We went to the changing room. The lady said when we were finished to ring the bell. We showered again after showering twice the night before and removing all make up and nail polish and jewelry. The lady Gitta came for us and took us into the mikvah. I removed everything and I went into the water. I went to the deep end and dunked in then I said the prayer. The door was cracked where the rabbis stood outside to hear my voice. I dunked again and when I came up the lady called Kosher for me. I almost cried. I took shiyara in next and said the prayer for her and then had to let her go under by herself. I told her to take a breath and not to breathe. She was happy to oblige. And I let her go under and saw just a shape and distant shadow under the water. The lady called kosher and I grabbed her. She didn’t cry. She wasn’t afraid. She loved it and asked if she could come everyday. The lady joked that it would have to be until her wedding and the rabbi said it would be too expensive.

We dressed and I covered my hair and paid the mikvah lady for her time and help. She gave us a hug. My rabbi took no money from me. Nothing. And he took me out for breakfast with Shiyara and didn’t let me pay a single thing. He’s amazing.

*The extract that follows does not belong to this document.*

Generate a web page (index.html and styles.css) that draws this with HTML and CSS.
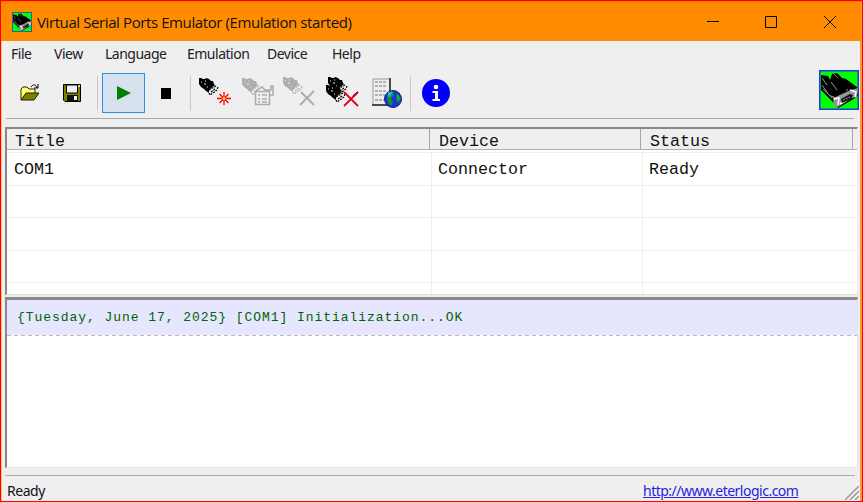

I got a certificate in preview of an actual one that is going to be sent to my address in Morocco. I was elated and humbled and relieved and excited and had all those emotions in me so what better way then to go to the Natural History Museum across the street to see the exhibits and play again in water outside where the kids ran through the water and it was the most fun I have had ever with Shiyara. Who knew it could so much fun.